• Written task: Every line that holds "components" should be shown.

• Supplied information:
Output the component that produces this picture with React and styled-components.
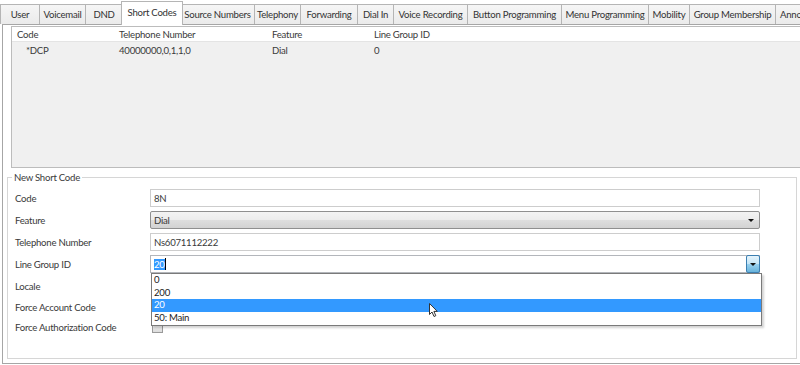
import React from 'react';
import styled, { createGlobalStyle } from 'styled-components';

const Global = createGlobalStyle`
  html, body { margin: 0; padding: 0; background: #fff; }
  body {
    font-family: Lato, "Open Sans", "DejaVu Sans", sans-serif;
    font-size: 9.6px;
    letter-spacing: -0.25px;
    color: #3a3a3a;
  }
`;

const Window = styled.div`
  position: relative;
  width: 800px;
  height: 365px;
  overflow: hidden;
  background: #fff;
  display: flex;
  flex-direction: column;
`;

const TabStrip = styled.div`
  display: flex;
  align-items: flex-end;
  height: 24px;
  flex: none;
`;

const Tab = styled.div`
  position: relative;
  flex: none;
  box-sizing: border-box;
  width: ${(p) => p.$w + (p.$active ? 4 : 0)}px;
  height: ${(p) => (p.$active ? 24 : 20)}px;
  margin: ${(p) => (p.$active ? '0 -2px -1px' : '0')};
  z-index: ${(p) => (p.$active ? 2 : 1)};
  display: flex;
  align-items: center;
  justify-content: ${(p) => (p.$clip ? 'flex-start' : 'center')};
  padding-left: ${(p) => (p.$clip ? 4 : 0)}px;
  white-space: nowrap;
  overflow: hidden;
  border: 1px solid #b5b5b5;
  border-left: ${(p) => (p.$first || p.$active ? '1px solid #b5b5b5' : 'none')};
  border-bottom: none;
  background: ${(p) => (p.$active ? '#fff' : 'linear-gradient(#f5f5f5, #ebebeb)')};
  color: #333;
  padding-bottom: ${(p) => (p.$active ? 2 : 0)}px;
`;

const Page = styled.div`
  flex: none;
  margin-left: 2px;
  height: 340px;
  box-sizing: border-box;
  border: 1px solid #a6a6a6;
  border-right: none;
  background: #fff;
  display: flex;
  flex-direction: column;
`;

const ListPanel = styled.div`
  flex: none;
  margin: 1px -10px 0 8px;
  height: 142px;
  box-sizing: border-box;
  border: 1px solid #bcbcbc;
  background: #f0f0f0;
`;

const ListRow = styled.div`
  display: grid;
  grid-template-columns: 102px 153px 102px 1fr;
  align-items: center;
  box-sizing: border-box;
  height: ${(p) => (p.$header ? 15 : 16)}px;
  padding-left: 5px;
  background: ${(p) => (p.$header ? '#fff' : 'transparent')};
  border-bottom: ${(p) => (p.$header ? '1px solid #e4e4e4' : 'none')};
  color: #3a3a3a;
`;

const Cell = styled.div`
  padding-left: ${(p) => (p.$indent ? 9 : 0)}px;
  white-space: nowrap;
`;

const GroupBox = styled.div`
  flex: none;
  margin: 9px 3px 0 4px;
  height: 182px;
  box-sizing: border-box;
  border: 1px solid #d6d6d6;
  display: flex;
  flex-direction: column;
`;

const Legend = styled.div`
  align-self: flex-start;
  margin: -7px 0 0 4px;
  padding: 0 2px;
  line-height: 13px;
  background: #fff;
`;

const Form = styled.div`
  margin-top: 3px;
  padding-left: 7px;
  display: flex;
  flex-direction: column;
`;

const FormRow = styled.div`
  position: relative;
  display: flex;
  align-items: center;
  height: ${(p) => p.$h}px;
  z-index: ${(p) => (p.$raised ? 3 : 1)};
`;

const Label = styled.div`
  flex: none;
  width: 135px;
  white-space: nowrap;
`;

const TextBox = styled.div`
  position: relative;
  flex: none;
  box-sizing: border-box;
  width: 610px;
  height: 18px;
  border: 1px solid ${(p) => (p.$combo ? '#b3b6bb' : '#cdcdcd')};
  background: #fff;
  display: flex;
  align-items: center;
  padding-left: 3px;
`;

const SelectBox = styled.div`
  flex: none;
  box-sizing: border-box;
  width: 610px;
  height: 18px;
  border: 1px solid #8f8f8f;
  border-radius: 2px;
  background: linear-gradient(#f3f3f3, #ececec 48%, #dedede 52%, #d2d2d2);
  display: flex;
  align-items: center;
  justify-content: space-between;
  padding: 0 5px 0 3px;
`;

const Arrow = styled.span`
  width: 0;
  height: 0;
  border-left: 3px solid transparent;
  border-right: 3px solid transparent;
  border-top: 3px solid #111;
`;

const Selected = styled.span`
  background: #3399ff;
  color: #fff;
`;

const Caret = styled.span`
  display: inline-block;
  width: 1px;
  height: 12px;
  background: #000;
`;

const ComboButton = styled.div`
  position: absolute;
  top: -1px;
  right: -1px;
  box-sizing: border-box;
  width: 14px;
  height: 18px;
  border: 1px solid #3c7fb1;
  border-radius: 2px;
  background: linear-gradient(#e5f4fc, #c4e5f6 50%, #98d1ef 52%, #68b3db);
  display: flex;
  align-items: center;
  justify-content: center;
`;

const DropList = styled.div`
  position: absolute;
  left: 0;
  top: 17px;
  box-sizing: border-box;
  width: 611px;
  padding: 0 0 1px;
  border: 1px solid #7a7a7a;
  background: #fff;
  box-shadow: 2px 2px 2px rgba(0, 0, 0, 0.18);
`;

const DropItem = styled.div`
  height: 12.5px;
  line-height: 12.5px;
  padding-left: 2px;
  background: ${(p) => (p.$hl ? '#3399ff' : 'transparent')};
  color: ${(p) => (p.$hl ? '#fff' : '#222')};
`;

const CheckBox = styled.div`
  flex: none;
  margin-left: 2px;
  box-sizing: border-box;
  width: 11px;
  height: 10px;
  border: 1px solid #9a9a9a;
  background: linear-gradient(#f4f4f4, #dcdcdc);
`;

const Pointer = styled.svg`
  position: absolute;
  left: 429px;
  top: 303px;
  z-index: 10;
`;

const tabs = [
  { label: 'User', w: 40 },
  { label: 'Voicemail', w: 46 },
  { label: 'DND', w: 37 },
  { label: 'Short Codes', w: 58, active: true },
  { label: 'Source Numbers', w: 74 },
  { label: 'Telephony', w: 46 },
  { label: 'Forwarding', w: 57 },
  { label: 'Dial In', w: 36 },
  { label: 'Voice Recording', w: 74 },
  { label: 'Button Programming', w: 94 },
  { label: 'Menu Programming', w: 87 },
  { label: 'Mobility', w: 41 },
  { label: 'Group Membership', w: 86 },
  { label: 'Announcements', w: 80, clip: true },
];

const options = ['0', '200', '20', '50: Main'];

export default function App() {
  return (
    <>
      <Global />
      <Window>
        <TabStrip>
          {tabs.map((t, i) => (
            <Tab key={t.label} $w={t.w} $active={t.active} $first={i === 0} $clip={t.clip}>
              {t.label}
            </Tab>
          ))}
        </TabStrip>
        <Page>
          <ListPanel>
            <ListRow $header>
              <Cell>Code</Cell>
              <Cell>Telephone Number</Cell>
              <Cell>Feature</Cell>
              <Cell>Line Group ID</Cell>
            </ListRow>
            <ListRow>
              <Cell $indent>*DCP</Cell>
              <Cell>40000000,0,1,1,0</Cell>
              <Cell>Dial</Cell>
              <Cell>0</Cell>
            </ListRow>
          </ListPanel>
          <GroupBox>
            <Legend>New Short Code</Legend>
            <Form>
              <FormRow $h={22}>
                <Label>Code</Label>
                <TextBox>8N</TextBox>
              </FormRow>
              <FormRow $h={22}>
                <Label>Feature</Label>
                <SelectBox>
                  <span>Dial</span>
                  <Arrow />
                </SelectBox>
              </FormRow>
              <FormRow $h={22}>
                <Label>Telephone Number</Label>
                <TextBox>Ns6071112222</TextBox>
              </FormRow>
              <FormRow $h={22} $raised>
                <Label>Line Group ID</Label>
                <TextBox $combo>
                  <Selected>20</Selected>
                  <Caret />
                  <ComboButton>
                    <Arrow />
                  </ComboButton>
                  <DropList>
                    {options.map((o) => (
                      <DropItem key={o} $hl={o === '20'}>
                        {o}
                      </DropItem>
                    ))}
                  </DropList>
                </TextBox>
              </FormRow>
              <FormRow $h={22}>
                <Label>Locale</Label>
              </FormRow>
              <FormRow $h={21}>
                <Label>Force Account Code</Label>
                <CheckBox />
              </FormRow>
              <FormRow $h={19}>
                <Label>Force Authorization Code</Label>
                <CheckBox />
              </FormRow>
            </Form>
          </GroupBox>
        </Page>
        <Pointer width="10" height="15" viewBox="0 0 10 15">
          <path
            d="M0.5 0.5 L0.5 11.5 L3 9 L5 13.5 L6.8 12.7 L4.9 8.4 L8.3 8.4 Z"
            fill="#fff"
            stroke="#333"
            strokeWidth="1"
            strokeLinejoin="round"
          />
        </Pointer>
      </Window>
    </>
  );
}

• Correct result:
Output the component that produces this picture with React and styled-components.
import styled, { createGlobalStyle } from 'styled-components';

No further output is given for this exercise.